(Aim of the exercise) Write out the listing, please, but only from its first line through the line containing "['ファイル', '編集', '表示', '挿入', 'ページ', '配置', 'リソース', 'ヘルプ'];", exactly as given and without pictures.

(Data section)
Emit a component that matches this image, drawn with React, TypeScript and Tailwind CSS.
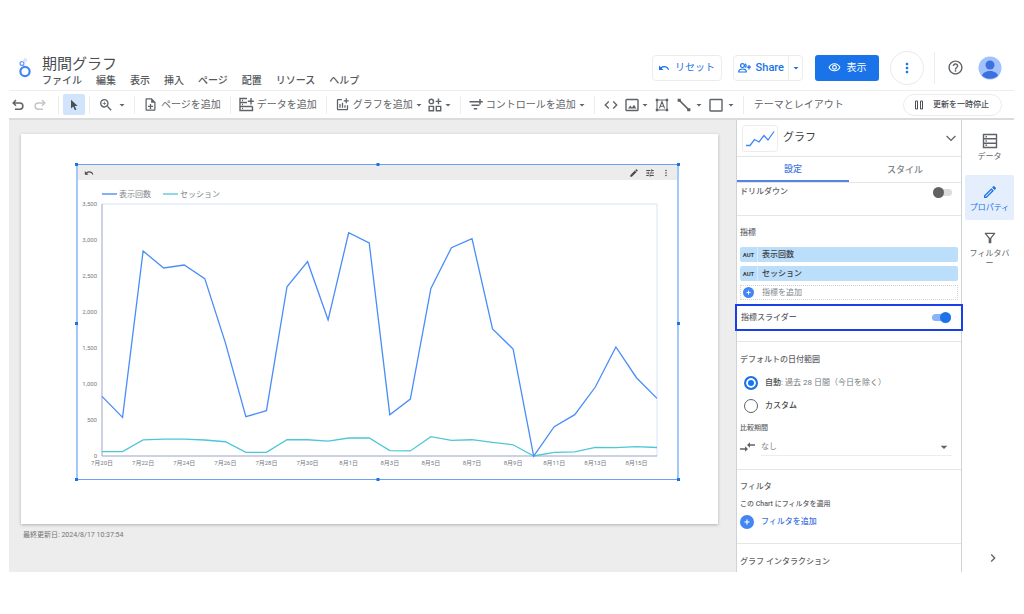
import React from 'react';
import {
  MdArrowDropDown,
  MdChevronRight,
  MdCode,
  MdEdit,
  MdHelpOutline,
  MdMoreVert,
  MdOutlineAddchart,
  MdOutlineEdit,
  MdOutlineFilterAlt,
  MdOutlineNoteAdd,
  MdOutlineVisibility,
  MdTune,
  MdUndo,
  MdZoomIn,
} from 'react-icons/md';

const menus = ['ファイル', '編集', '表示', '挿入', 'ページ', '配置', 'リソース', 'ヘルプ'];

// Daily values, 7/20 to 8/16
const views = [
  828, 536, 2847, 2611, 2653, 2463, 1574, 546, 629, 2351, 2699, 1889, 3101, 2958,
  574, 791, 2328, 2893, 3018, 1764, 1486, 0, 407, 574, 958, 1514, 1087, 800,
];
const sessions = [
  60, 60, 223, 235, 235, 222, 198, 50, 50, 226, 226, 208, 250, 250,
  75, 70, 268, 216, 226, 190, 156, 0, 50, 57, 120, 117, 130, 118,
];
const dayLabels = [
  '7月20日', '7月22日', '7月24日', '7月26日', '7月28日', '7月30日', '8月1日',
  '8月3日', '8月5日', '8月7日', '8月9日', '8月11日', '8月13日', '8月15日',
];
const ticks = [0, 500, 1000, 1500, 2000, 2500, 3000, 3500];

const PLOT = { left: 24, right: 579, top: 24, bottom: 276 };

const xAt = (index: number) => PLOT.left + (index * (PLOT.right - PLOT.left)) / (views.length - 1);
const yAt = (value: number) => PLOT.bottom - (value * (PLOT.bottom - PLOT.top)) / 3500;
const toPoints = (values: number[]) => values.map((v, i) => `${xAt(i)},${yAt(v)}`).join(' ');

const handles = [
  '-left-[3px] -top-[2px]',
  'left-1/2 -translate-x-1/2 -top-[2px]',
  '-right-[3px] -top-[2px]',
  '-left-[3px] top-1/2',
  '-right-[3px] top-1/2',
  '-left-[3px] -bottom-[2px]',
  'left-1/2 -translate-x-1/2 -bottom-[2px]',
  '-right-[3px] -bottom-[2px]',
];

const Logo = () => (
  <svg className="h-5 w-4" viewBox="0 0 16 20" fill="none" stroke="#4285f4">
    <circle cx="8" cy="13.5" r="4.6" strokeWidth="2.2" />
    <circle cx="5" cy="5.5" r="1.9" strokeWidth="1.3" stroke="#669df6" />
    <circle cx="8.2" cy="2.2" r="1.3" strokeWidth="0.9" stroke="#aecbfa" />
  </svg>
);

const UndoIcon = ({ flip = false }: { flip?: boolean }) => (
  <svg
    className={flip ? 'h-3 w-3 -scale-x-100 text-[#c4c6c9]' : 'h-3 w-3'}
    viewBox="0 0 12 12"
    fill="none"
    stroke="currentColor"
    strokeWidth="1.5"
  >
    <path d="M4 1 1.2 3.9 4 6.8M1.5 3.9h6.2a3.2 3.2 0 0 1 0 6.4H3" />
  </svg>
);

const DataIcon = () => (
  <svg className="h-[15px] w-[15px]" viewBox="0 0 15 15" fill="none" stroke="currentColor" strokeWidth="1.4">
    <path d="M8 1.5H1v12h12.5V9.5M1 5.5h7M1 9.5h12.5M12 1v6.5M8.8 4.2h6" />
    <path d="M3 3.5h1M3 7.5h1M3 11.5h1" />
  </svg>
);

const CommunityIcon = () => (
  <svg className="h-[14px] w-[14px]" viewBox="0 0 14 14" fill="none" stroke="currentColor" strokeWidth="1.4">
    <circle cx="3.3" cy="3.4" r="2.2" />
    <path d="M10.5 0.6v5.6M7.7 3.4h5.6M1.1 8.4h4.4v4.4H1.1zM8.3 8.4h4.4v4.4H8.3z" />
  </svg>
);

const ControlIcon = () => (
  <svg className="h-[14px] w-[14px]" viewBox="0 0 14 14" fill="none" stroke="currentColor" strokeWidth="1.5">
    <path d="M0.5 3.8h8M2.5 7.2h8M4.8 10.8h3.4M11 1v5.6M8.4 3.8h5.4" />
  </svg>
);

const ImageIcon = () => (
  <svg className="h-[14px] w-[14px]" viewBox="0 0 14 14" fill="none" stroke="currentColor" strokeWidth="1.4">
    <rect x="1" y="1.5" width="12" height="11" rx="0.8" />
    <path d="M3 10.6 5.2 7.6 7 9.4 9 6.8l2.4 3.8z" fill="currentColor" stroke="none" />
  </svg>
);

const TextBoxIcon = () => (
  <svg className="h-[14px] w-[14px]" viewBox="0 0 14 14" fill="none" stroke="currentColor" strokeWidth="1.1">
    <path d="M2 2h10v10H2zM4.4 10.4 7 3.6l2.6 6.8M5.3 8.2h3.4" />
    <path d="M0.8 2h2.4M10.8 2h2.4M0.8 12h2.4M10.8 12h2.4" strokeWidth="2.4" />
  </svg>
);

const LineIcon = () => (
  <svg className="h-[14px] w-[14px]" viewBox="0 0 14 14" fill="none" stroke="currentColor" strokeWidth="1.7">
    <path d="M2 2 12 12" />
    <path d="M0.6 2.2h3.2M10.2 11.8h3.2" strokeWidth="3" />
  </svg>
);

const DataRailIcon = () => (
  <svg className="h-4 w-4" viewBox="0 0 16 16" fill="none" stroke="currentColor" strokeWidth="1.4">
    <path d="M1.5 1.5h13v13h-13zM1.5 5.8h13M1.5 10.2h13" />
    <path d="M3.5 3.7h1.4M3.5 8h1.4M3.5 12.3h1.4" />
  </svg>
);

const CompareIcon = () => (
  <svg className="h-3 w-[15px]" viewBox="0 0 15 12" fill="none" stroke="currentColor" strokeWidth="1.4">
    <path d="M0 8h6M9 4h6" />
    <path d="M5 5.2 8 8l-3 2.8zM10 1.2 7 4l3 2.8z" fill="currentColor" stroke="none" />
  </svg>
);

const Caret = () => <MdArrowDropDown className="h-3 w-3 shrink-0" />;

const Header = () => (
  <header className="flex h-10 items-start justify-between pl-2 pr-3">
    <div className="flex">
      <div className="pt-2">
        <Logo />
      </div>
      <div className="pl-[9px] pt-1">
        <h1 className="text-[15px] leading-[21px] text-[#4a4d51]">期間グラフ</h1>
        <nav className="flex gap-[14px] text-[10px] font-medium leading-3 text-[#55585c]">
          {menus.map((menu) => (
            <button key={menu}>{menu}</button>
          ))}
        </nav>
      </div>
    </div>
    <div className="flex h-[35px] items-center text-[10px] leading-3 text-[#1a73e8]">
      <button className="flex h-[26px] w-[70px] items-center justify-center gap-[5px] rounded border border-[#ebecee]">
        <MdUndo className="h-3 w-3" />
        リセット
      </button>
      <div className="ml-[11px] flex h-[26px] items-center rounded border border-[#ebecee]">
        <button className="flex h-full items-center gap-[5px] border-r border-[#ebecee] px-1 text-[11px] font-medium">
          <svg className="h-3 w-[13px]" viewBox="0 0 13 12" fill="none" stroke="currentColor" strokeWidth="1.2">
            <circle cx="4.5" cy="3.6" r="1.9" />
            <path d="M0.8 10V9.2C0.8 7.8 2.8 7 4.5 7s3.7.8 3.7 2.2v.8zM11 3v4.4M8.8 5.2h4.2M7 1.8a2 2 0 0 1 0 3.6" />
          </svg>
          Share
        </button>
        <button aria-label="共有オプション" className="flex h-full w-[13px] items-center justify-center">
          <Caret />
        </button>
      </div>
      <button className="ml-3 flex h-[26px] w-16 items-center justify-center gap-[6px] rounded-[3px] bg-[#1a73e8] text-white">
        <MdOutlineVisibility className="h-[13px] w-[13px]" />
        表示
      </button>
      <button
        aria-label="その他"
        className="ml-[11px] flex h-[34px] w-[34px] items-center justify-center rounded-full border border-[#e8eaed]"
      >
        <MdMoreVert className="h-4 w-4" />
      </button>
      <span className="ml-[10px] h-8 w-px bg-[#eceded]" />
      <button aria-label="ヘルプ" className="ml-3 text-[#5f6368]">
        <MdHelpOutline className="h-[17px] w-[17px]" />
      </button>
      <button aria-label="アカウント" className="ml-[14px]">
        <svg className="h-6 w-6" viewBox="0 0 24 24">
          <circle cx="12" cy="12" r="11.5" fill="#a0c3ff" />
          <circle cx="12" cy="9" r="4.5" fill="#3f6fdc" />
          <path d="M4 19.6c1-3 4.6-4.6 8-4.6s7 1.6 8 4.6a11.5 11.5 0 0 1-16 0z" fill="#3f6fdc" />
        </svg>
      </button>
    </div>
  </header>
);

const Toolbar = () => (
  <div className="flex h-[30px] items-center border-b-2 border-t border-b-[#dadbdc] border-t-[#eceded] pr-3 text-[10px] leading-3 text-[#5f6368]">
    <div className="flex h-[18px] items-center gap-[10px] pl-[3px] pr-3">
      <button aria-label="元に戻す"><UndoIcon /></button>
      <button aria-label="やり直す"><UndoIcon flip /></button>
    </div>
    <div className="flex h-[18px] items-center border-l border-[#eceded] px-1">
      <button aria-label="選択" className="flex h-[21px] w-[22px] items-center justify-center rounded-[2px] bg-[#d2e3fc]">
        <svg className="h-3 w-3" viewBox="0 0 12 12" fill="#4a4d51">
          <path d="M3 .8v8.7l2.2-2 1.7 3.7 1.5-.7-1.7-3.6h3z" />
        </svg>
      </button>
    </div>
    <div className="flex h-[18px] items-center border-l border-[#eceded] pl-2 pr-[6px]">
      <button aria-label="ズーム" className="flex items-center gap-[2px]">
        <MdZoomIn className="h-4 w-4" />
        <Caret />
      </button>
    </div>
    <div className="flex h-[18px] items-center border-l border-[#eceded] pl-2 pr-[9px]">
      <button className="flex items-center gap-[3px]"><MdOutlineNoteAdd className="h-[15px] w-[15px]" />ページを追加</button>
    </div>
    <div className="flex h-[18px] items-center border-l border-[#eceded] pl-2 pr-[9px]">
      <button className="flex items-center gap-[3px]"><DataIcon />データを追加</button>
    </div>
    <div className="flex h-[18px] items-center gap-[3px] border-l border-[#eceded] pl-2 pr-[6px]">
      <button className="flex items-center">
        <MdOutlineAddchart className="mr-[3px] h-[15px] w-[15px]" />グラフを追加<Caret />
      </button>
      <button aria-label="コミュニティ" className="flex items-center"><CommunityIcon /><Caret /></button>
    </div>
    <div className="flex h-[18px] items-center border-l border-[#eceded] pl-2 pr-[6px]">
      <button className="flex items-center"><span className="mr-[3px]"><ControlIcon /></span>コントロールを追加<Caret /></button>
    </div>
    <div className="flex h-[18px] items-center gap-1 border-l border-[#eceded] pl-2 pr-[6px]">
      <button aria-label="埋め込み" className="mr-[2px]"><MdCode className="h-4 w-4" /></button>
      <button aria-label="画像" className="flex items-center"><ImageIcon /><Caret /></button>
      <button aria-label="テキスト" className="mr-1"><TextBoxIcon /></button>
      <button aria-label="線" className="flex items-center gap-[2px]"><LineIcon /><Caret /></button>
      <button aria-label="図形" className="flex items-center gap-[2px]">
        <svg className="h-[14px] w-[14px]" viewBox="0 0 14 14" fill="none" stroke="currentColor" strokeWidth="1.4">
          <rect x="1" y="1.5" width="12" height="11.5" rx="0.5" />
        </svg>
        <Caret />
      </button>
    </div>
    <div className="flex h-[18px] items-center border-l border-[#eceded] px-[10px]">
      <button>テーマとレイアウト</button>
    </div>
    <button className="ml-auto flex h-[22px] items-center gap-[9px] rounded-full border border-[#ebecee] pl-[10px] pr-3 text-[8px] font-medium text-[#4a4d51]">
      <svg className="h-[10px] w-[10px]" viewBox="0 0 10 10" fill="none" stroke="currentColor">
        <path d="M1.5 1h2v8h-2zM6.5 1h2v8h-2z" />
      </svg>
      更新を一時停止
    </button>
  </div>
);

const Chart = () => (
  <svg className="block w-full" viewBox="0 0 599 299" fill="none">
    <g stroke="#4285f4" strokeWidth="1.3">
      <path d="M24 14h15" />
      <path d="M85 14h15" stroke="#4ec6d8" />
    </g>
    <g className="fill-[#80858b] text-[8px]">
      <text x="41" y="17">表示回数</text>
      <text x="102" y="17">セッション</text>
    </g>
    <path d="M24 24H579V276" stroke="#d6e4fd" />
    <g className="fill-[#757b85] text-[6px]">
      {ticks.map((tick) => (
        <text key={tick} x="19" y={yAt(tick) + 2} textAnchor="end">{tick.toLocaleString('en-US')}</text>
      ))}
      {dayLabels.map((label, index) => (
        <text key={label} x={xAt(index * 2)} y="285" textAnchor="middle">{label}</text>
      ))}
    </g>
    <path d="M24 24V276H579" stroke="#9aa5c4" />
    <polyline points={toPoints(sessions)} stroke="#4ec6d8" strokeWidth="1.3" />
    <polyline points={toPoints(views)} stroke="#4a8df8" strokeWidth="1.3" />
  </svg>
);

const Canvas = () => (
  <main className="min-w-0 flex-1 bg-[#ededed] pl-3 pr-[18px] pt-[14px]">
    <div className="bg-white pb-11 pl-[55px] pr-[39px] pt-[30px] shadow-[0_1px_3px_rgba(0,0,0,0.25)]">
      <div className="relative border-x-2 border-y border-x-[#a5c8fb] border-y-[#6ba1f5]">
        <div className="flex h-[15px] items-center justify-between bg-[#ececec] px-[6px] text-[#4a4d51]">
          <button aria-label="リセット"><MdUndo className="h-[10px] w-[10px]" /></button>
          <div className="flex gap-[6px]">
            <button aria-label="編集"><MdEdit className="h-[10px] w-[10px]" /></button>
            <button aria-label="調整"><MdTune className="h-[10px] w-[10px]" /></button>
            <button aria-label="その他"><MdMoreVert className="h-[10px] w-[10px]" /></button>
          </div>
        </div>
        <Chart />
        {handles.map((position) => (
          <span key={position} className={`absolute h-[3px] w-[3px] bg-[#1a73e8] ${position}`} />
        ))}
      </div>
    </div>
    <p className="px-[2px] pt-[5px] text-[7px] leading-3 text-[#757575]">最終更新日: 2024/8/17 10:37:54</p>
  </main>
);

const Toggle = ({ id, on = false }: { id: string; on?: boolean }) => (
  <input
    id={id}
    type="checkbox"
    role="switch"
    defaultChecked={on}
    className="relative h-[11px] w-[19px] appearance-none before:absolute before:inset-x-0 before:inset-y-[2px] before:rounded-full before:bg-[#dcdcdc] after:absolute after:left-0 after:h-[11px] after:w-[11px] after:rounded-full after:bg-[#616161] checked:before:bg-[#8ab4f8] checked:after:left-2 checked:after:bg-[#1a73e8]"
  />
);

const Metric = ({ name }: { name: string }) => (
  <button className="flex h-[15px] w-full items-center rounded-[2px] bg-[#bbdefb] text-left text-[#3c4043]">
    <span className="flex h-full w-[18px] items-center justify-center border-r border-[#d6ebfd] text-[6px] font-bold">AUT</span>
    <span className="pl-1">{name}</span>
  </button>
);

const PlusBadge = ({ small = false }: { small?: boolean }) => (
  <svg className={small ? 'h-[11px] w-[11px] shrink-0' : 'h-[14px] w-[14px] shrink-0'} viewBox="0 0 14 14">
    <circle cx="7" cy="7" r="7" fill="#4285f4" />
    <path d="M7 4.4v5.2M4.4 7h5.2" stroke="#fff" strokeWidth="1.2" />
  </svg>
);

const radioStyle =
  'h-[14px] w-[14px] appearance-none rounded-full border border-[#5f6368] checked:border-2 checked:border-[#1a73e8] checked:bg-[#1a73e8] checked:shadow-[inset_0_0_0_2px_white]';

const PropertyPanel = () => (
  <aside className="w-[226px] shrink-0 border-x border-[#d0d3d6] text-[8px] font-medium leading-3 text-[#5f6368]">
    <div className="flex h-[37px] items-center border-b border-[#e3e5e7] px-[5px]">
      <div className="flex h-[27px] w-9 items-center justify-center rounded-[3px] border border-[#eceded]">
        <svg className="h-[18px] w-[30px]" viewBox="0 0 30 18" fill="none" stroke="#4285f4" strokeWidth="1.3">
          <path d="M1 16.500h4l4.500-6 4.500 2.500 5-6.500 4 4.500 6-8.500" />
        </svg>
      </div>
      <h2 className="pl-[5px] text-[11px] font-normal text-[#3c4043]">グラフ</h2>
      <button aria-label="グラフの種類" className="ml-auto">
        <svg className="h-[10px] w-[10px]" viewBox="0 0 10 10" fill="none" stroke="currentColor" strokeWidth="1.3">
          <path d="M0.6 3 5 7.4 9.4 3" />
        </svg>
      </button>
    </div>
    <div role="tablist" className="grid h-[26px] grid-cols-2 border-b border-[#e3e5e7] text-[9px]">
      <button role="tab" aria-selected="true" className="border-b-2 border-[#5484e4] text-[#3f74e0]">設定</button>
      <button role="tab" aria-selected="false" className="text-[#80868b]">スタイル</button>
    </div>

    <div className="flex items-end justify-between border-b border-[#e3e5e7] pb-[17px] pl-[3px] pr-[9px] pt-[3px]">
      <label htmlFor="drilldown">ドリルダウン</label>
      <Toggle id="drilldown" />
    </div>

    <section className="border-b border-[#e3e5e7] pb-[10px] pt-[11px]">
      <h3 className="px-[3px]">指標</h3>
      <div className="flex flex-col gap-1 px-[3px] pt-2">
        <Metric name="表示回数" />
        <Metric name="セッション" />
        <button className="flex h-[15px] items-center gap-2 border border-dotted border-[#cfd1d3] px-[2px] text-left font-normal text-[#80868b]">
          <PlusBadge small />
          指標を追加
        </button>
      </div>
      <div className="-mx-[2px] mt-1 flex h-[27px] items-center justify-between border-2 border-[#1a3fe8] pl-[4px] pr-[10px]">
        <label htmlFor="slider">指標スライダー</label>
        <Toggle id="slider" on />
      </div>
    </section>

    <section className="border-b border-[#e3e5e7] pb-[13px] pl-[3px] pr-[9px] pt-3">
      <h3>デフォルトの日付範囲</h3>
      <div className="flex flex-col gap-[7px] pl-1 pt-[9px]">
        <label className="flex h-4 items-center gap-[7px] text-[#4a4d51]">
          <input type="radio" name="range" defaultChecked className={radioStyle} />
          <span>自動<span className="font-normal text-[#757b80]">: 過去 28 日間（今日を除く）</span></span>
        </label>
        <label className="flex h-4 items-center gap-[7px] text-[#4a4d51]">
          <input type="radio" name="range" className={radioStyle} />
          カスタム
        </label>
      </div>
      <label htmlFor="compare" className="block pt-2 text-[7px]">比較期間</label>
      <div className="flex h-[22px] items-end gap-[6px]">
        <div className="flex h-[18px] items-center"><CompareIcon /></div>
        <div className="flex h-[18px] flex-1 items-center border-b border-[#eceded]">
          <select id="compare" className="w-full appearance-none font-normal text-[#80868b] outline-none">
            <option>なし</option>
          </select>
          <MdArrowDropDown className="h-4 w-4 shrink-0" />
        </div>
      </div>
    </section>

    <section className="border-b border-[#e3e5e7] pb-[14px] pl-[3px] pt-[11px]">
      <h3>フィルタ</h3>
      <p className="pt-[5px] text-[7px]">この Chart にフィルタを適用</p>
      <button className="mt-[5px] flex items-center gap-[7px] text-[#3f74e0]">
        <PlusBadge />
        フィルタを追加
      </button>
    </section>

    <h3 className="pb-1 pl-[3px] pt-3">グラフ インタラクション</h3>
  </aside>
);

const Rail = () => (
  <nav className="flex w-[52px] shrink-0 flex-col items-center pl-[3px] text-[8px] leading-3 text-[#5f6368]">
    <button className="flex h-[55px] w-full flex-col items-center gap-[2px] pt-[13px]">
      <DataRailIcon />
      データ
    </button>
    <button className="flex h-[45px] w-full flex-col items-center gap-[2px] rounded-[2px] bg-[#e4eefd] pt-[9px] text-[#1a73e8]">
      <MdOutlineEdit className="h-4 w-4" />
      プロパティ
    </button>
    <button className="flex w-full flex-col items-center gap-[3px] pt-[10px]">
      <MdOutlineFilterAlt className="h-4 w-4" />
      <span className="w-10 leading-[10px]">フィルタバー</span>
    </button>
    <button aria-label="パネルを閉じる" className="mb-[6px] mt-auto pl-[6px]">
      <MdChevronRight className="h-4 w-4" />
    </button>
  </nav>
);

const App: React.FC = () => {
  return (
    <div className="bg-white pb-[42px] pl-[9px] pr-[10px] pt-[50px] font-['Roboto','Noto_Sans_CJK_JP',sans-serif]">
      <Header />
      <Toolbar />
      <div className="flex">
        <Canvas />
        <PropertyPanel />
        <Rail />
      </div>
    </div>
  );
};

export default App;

(Answer in full)
Emit a component that matches this image, drawn with React, TypeScript and Tailwind CSS.
import React from 'react';
import {
  MdArrowDropDown,
  MdChevronRight,
  MdCode,
  MdEdit,
  MdHelpOutline,
  MdMoreVert,
  MdOutlineAddchart,
  MdOutlineEdit,
  MdOutlineFilterAlt,
  MdOutlineNoteAdd,
  MdOutlineVisibility,
  MdTune,
  MdUndo,
  MdZoomIn,
} from 'react-icons/md';

const menus = ['ファイル', '編集', '表示', '挿入', 'ページ', '配置', 'リソース', 'ヘルプ'];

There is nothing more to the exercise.